I am pretty much a knee-jerk
liberal, but that doesn't mean I think
that all conservatives are driven by greed and rabid self-interest, and are
necessarily devoid of principle. We liberals disagree with them and think they
misread history and reality and are wrong-headed -- but that is not at all the same
thing as regarding them as some kind of evil fiends. I believe there are
rational arguments to make on behalf of progressive views; I don't think the
progressive agenda is served by making irrational arguments.
Now, I agree wholeheartedly
about the left ceding the framing of issues to the right. I would refer you to
"The Political Brain" by Drew Westen. Like him, I believe there are
cogent arguments the left can make on gun control, abortion and other issues
that politicians shy away from because...well, for a lot of different
reasons, including polling and a misguided over-emphasis on the rational rather
than the emotional (Westen makes an extensive case, drawing on psychological
studies, that emotions play an inescapable role in everyone's decision-making
in virtually all contexts, and that that is intrinsically human and
appropriate). The right has done a far better job than the left of simplifying
their messages and appealing to emotions; I (more or less) share Westen's view
that there is nothing wrong with that per se and that the left can and should
do the same, and not feel squeamish about strong feelings and emotional
disputes.
Where we may disagree is over
how to go about changing the political landscape. You cited a likening of words
to cannonballs, which suggests to me that you think that if the left just
bludgeons the right with superheated rhetoric, the left will smash its way to
victory - that if the left just calls enough people it disagrees with
"sociopaths" and "evil fiends," the scales will fall from
society's collective eyes, or something. I don't hold that view.
Ted Cruz is not an evil
fiend. I think he's a disingenuous, calculating,self-serving opportunist,but he
also believes in the rule of law (more or less), an independent judiciary (more
or less), and the right of the people to elect their own representatives (more
or less -- and yes, I know about GOP voter suppression etc., but that is not
the same as advocating a monarchy or a military dictatorship, both of which are
ideas very much current on the global political spectrum). Neither he nor any
other Republican of note that I know of called for the Army to install Mitt
Romney in the White House after the last election. Indeed, Ted Cruz himself was
not installed in the Senate by the bayonets of the Texas National Guard: He was
the overwhelmingly choice of the voters to Texas in a (largely) free and fair
election. And many of his views, such as his advocacy of limited government,
may be repugnant to me and you,but they certainly do not lack for honorable
historical precedent.
Which brings me (finally!) to
my point: I think the left -- and for that matter, society and the planet --
would be better served by making forceful, cogent and,when relevant, emotional
arguments to persuade voters than by firing rhetorical cannonballs. The
cannonballs may pump up the Mother Jones readership, but they don't win
elections -- and that, ultimately, is where the power lies (thankfully) in our
system. Ted Cruz is not the problem -- he's the symptom; the Texas electorate
is the problem. And of course we should fight voter suppression efforts, try to
register more voters and especially, get them to vote. Y'know, if the
oft-invoked "99 percent" were 99 percent of the electorate, or 75
percent,or even 50.001 percent, we could be living in a truly socialist
paradise. The tools and the power are there to be seized.

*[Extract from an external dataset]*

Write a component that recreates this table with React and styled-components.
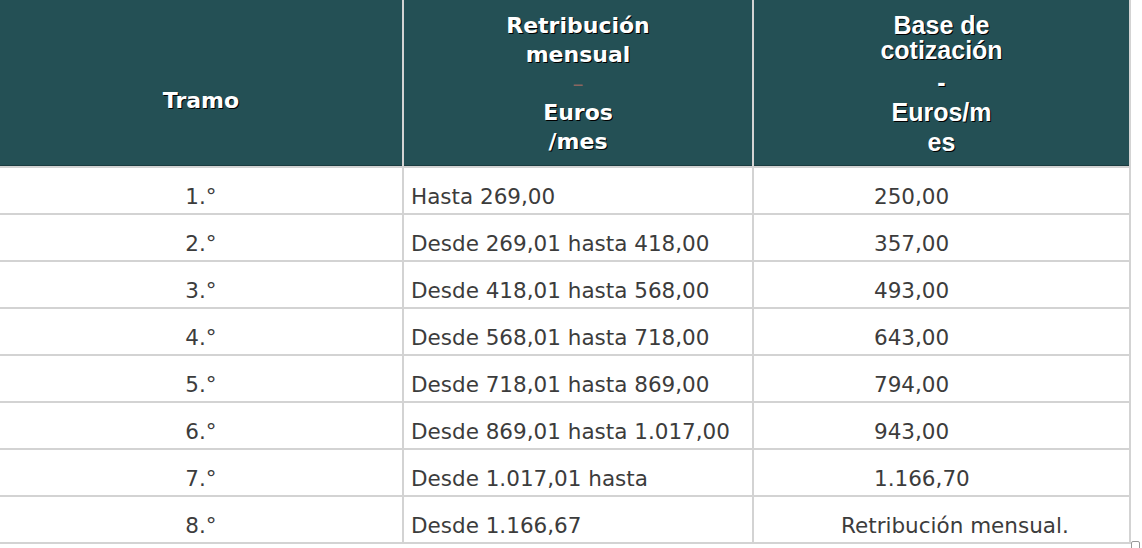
import React from 'react';
import styled, { createGlobalStyle } from 'styled-components';

const GlobalStyle = createGlobalStyle`
  html, body {
    margin: 0;
    padding: 0;
    background: #fff;
  }
`;

const rows = [
  { tramo: '1.°', range: 'Hasta 269,00', base: '250,00' },
  { tramo: '2.°', range: 'Desde 269,01 hasta 418,00', base: '357,00' },
  { tramo: '3.°', range: 'Desde 418,01 hasta 568,00', base: '493,00' },
  { tramo: '4.°', range: 'Desde 568,01 hasta 718,00', base: '643,00' },
  { tramo: '5.°', range: 'Desde 718,01 hasta 869,00', base: '794,00' },
  { tramo: '6.°', range: 'Desde 869,01 hasta 1.017,00', base: '943,00' },
  { tramo: '7.°', range: 'Desde 1.017,01 hasta', base: '1.166,70' },
  { tramo: '8.°', range: 'Desde 1.166,67', base: 'Retribución mensual.', wide: true },
];

const App = () => {
  return (
    <>
      <GlobalStyle />
      <Wrapper>
        <Table>
          <HeadRow>
            <HeadCell $top={34}>
              <HeadText>Tramo</HeadText>
            </HeadCell>
            <HeadCell>
              <HeadText>
                Retribución
                <br />
                mensual
              </HeadText>
              <SoftDash>–</SoftDash>
              <HeadText>
                Euros
                <br />
                /mes
              </HeadText>
            </HeadCell>
            <HeadCell $top={4}>
              <ArialText $lh={25}>
                Base de
                <br />
                cotización
              </ArialText>
              <ArialText $lh={30} $gap={4}>-</ArialText>
              <ArialText $lh={30}>
                Euros/m
                <br />
                es
              </ArialText>
            </HeadCell>
          </HeadRow>
          {rows.map((row, index) => (
            <Row key={index}>
              <Cell $align="center">{row.tramo}</Cell>
              <Cell $pad={7}>{row.range}</Cell>
              <Cell $pad={row.wide ? 87 : 120}>{row.base}</Cell>
            </Row>
          ))}
          <Grip />
        </Table>
      </Wrapper>
    </>
  );
};

export default App;

const Wrapper = styled.div`
  width: 1142px;
  height: 548px;
  overflow: hidden;
  background: #fff;
`;

const Table = styled.div`
  position: relative;
  width: 1131px;
`;

const HeadRow = styled.div`
  display: grid;
  grid-template-columns: 404px 350px 377px;
  height: 168px;
  background: #245055;
  border-bottom: 2px solid #d3d3d3;
  box-sizing: border-box;
  box-shadow: inset 0 -1px 0 #1a3c40;
`;

const HeadCell = styled.div`
  display: flex;
  flex-direction: column;
  justify-content: center;
  align-items: center;
  text-align: center;
  border-right: 2px solid #d3d3d3;
  padding-top: ${({ $top }) => $top || 0}px;
  box-sizing: border-box;
  color: #fff;
`;

const HeadText = styled.div`
  font-family: 'DejaVu Sans', Verdana, sans-serif;
  font-weight: 700;
  font-size: 22px;
  line-height: 29px;
  text-shadow: 1px 1px 0 #000;
`;

const SoftDash = styled.div`
  font-family: 'DejaVu Sans', Verdana, sans-serif;
  font-size: 22px;
  line-height: 29px;
  color: #8a6660;
`;

const ArialText = styled.div`
  font-family: 'Liberation Sans', Arial, sans-serif;
  font-weight: 700;
  font-size: 25px;
  line-height: ${({ $lh }) => $lh}px;
  margin-top: ${({ $gap }) => $gap || 0}px;
  text-shadow: 1px 1px 0 #000;
`;

const Row = styled.div`
  display: grid;
  grid-template-columns: 404px 350px 377px;
  height: 47px;
  border-bottom: 2px solid #d3d3d3;
  box-sizing: border-box;
`;

const Cell = styled.div`
  display: flex;
  align-items: flex-end;
  justify-content: ${({ $align }) => ($align === 'center' ? 'center' : 'flex-start')};
  padding: 0 0 4px ${({ $pad }) => $pad || 0}px;
  border-right: 2px solid #d3d3d3;
  box-sizing: border-box;
  font-family: 'DejaVu Sans', Verdana, sans-serif;
  font-size: 21.5px;
  line-height: 24px;
  color: #3c3c3c;
  white-space: nowrap;
`;

const Grip = styled.span`
  position: absolute;
  right: -9px;
  bottom: -6px;
  width: 7px;
  height: 7px;
  border: 1px solid #999;
  border-radius: 2px;
  background: #fff;
`;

So I would like to see more
of a focus on that than on name-calling. For instance, the Dem just won a
narrow victory over a hard-right R for governor of Va. I suppose calling the R
a woman-hating fanatic helped (though (a) that's still short of sociopath or
evil fiend,and (b) he came damn close). but about 6 percent of the vote went to
the Libertarian candidate - who supported reproductive choice and marriage
equality. If even half of his voters could be persuaded their interests would
be better served by the Democratic Party-- well you can do the math.
If all that makes me an
old-fashioned, accommodationist fuddy-duddy,so be it.